— start —
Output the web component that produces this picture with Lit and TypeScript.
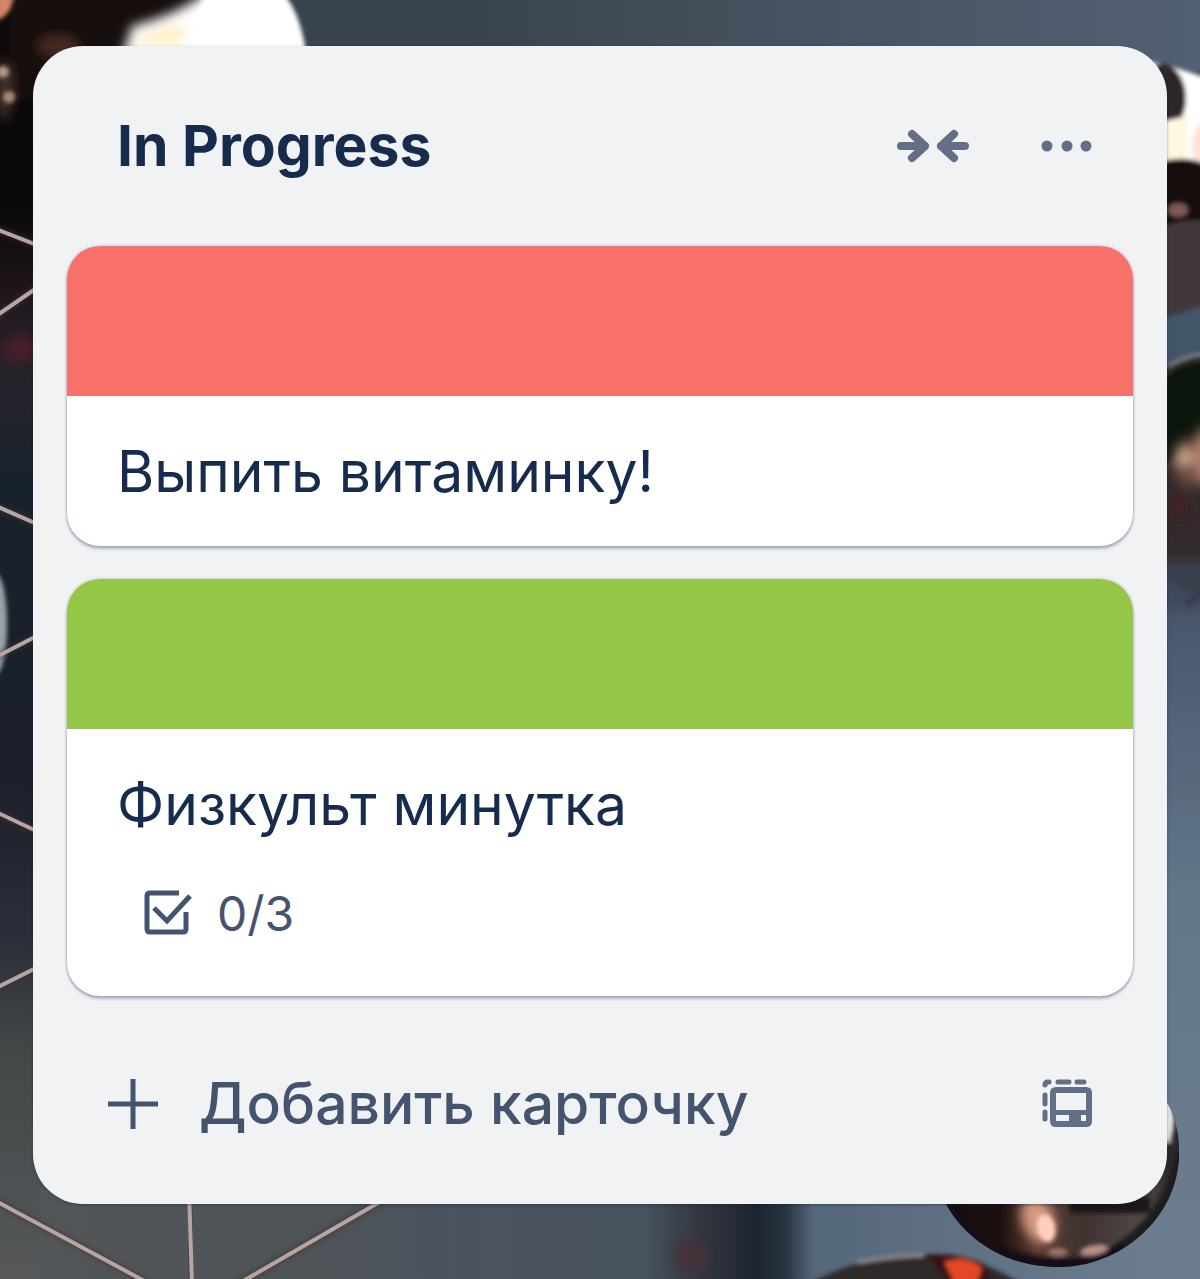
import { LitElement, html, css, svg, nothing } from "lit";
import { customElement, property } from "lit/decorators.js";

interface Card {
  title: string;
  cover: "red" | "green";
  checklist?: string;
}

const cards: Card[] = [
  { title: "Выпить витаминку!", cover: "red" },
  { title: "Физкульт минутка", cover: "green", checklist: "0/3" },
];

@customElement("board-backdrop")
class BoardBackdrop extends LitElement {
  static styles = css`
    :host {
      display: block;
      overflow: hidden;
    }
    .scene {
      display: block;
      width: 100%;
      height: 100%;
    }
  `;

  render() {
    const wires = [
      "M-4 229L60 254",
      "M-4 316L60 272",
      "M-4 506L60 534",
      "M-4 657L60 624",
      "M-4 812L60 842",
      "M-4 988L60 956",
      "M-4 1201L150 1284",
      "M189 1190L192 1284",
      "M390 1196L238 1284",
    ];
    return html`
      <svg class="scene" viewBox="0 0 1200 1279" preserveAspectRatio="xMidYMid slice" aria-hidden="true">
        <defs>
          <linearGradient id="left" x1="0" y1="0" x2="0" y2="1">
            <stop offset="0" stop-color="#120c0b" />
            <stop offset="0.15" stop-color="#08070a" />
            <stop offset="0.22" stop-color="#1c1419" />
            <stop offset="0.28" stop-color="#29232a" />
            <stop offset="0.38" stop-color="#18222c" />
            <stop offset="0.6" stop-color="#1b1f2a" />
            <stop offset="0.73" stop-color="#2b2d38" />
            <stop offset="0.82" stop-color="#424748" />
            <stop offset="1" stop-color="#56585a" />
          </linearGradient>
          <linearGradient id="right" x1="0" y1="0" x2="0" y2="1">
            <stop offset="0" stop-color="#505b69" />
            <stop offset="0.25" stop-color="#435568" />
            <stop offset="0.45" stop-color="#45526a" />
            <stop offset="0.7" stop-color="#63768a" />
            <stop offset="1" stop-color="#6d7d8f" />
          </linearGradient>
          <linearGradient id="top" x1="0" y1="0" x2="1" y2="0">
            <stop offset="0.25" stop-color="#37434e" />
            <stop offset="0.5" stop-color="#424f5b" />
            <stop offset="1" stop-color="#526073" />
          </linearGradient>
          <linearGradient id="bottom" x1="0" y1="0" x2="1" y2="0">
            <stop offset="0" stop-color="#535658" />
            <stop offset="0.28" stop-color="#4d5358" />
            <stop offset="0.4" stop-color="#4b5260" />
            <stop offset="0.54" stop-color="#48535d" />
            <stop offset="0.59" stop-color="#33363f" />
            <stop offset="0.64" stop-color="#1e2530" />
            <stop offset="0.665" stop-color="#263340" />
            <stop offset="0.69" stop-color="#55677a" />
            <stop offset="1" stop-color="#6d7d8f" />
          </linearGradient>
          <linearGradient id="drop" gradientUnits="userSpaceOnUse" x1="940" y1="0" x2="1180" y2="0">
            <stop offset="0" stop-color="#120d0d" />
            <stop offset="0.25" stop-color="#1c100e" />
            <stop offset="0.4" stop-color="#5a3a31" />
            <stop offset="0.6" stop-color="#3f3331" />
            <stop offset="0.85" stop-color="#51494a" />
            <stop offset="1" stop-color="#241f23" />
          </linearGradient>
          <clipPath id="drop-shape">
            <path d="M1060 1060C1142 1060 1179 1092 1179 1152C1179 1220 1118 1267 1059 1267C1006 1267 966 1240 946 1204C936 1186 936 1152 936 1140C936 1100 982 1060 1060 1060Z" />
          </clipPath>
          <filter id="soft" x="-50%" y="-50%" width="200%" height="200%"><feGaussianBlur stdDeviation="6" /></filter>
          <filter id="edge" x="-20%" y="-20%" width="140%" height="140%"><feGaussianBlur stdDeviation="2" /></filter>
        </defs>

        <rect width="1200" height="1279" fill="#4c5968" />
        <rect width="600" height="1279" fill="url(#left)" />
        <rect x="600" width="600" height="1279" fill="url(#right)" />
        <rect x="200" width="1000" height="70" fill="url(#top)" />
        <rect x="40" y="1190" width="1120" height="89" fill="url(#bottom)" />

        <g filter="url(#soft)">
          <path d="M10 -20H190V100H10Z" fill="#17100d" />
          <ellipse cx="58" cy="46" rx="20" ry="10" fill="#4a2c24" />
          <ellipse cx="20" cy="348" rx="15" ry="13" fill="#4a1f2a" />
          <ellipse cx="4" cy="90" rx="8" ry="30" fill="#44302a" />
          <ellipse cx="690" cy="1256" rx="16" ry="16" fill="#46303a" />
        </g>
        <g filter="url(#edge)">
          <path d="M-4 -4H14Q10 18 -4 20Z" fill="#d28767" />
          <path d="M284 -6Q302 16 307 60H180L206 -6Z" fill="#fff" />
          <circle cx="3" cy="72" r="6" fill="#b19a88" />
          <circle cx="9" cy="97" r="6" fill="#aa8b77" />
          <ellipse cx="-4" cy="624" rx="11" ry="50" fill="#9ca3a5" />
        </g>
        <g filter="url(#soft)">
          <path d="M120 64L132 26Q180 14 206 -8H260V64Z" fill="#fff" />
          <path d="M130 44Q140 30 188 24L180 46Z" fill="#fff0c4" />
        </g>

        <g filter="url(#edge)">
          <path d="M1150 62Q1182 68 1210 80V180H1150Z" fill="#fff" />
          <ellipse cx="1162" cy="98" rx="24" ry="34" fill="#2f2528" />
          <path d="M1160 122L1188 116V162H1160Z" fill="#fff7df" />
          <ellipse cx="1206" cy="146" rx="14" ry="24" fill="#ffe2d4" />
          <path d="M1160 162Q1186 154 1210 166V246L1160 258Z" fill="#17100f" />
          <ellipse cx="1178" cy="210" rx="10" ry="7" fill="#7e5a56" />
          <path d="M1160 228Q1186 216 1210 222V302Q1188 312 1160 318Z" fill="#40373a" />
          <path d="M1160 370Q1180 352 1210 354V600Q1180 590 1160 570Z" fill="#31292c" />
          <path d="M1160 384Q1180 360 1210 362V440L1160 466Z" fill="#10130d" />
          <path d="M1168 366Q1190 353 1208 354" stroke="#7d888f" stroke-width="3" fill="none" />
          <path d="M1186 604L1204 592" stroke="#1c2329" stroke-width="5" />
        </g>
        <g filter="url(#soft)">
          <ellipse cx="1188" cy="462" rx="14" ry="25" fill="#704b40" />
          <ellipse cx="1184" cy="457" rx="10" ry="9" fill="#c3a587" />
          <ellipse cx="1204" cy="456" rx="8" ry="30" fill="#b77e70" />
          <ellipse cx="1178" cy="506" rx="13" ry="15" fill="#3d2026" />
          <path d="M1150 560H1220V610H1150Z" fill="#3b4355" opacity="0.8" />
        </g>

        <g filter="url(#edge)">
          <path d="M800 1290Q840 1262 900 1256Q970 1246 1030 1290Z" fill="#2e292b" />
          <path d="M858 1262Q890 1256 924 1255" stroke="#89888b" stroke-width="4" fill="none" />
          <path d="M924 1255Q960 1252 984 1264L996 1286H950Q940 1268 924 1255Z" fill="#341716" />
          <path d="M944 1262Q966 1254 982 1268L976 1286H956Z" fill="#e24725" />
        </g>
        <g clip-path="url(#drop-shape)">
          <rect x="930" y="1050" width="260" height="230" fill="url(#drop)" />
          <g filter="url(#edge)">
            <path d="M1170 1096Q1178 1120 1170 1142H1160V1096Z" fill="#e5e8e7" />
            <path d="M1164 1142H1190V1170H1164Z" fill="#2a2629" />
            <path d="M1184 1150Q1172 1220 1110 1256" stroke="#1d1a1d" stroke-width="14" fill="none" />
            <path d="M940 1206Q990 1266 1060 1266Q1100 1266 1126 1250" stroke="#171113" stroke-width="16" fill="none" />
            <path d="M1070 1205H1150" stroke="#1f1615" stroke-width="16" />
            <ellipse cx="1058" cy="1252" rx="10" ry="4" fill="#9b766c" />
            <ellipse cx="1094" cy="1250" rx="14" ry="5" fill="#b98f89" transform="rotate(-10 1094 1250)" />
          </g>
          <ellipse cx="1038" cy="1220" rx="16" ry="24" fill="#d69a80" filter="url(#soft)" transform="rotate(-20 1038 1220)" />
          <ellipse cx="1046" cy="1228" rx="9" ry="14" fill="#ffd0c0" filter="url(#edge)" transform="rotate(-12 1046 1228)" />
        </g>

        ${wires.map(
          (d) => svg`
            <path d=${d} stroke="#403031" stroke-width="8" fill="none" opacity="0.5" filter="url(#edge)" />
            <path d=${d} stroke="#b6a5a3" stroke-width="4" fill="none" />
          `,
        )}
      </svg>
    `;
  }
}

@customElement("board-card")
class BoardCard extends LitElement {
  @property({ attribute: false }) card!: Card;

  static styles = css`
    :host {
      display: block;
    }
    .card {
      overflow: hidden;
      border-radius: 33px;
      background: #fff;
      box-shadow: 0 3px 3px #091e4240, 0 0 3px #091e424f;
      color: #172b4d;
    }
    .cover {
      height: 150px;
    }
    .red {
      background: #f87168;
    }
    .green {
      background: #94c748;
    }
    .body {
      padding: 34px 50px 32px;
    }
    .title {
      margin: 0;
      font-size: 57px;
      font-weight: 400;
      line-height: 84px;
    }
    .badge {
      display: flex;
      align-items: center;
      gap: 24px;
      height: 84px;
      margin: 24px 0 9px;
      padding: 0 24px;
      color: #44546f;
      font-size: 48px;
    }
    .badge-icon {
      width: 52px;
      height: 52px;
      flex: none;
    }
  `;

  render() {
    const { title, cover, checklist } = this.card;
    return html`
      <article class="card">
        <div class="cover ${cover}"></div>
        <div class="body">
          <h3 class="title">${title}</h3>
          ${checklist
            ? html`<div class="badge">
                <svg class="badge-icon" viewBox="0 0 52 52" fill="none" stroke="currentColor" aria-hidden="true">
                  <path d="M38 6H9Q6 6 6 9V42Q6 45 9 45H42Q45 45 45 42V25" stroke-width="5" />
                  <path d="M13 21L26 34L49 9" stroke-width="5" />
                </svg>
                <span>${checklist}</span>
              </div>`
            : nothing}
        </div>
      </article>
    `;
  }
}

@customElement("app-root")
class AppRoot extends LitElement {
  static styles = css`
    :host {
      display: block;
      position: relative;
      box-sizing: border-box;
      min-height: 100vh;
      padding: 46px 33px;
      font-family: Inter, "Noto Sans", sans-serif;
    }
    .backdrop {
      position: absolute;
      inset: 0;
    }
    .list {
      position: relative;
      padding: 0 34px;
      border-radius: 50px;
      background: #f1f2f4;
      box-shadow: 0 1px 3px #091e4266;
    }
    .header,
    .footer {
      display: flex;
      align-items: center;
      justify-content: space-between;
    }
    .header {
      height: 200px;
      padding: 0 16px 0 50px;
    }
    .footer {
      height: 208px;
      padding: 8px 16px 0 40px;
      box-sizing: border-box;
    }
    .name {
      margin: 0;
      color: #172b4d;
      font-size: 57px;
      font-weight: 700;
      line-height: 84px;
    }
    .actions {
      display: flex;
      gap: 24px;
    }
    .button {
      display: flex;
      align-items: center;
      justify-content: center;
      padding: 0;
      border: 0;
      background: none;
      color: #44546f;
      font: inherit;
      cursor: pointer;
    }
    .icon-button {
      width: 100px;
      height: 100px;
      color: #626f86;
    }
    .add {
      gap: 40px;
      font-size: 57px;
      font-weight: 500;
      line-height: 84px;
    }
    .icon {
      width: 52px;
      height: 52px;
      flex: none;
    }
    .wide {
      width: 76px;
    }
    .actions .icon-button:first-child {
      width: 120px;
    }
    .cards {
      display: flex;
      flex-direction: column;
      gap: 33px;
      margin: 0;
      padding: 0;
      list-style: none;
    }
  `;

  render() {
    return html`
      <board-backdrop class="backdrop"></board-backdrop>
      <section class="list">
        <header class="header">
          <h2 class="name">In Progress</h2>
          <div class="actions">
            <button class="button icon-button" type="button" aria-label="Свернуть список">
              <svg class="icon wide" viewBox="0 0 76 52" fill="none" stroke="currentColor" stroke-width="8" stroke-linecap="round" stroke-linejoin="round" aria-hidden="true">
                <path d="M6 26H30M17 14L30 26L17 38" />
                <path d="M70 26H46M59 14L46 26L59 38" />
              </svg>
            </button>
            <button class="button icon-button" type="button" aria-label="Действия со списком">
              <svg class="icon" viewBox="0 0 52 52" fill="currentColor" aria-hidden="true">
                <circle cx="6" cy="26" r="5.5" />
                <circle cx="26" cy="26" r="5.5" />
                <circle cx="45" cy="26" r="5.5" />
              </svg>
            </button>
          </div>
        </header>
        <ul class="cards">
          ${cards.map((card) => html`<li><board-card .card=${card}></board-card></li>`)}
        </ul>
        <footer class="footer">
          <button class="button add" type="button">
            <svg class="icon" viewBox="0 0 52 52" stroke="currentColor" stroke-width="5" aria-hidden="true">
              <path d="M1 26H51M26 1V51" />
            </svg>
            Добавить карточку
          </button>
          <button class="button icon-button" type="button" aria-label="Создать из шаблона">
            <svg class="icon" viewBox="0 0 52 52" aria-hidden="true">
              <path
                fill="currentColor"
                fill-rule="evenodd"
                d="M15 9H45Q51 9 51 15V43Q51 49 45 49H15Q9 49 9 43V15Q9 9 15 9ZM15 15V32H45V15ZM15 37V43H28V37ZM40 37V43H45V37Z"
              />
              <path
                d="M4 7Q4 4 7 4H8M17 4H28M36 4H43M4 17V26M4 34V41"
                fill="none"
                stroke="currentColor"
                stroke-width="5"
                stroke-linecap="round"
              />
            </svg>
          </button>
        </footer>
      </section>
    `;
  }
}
— end —
▸ Stated exercise
Check each line above for the string "this" and show the ones that have it.

▸ In response
Output the web component that produces this picture with Lit and TypeScript.
    const { title, cover, checklist } = this.card;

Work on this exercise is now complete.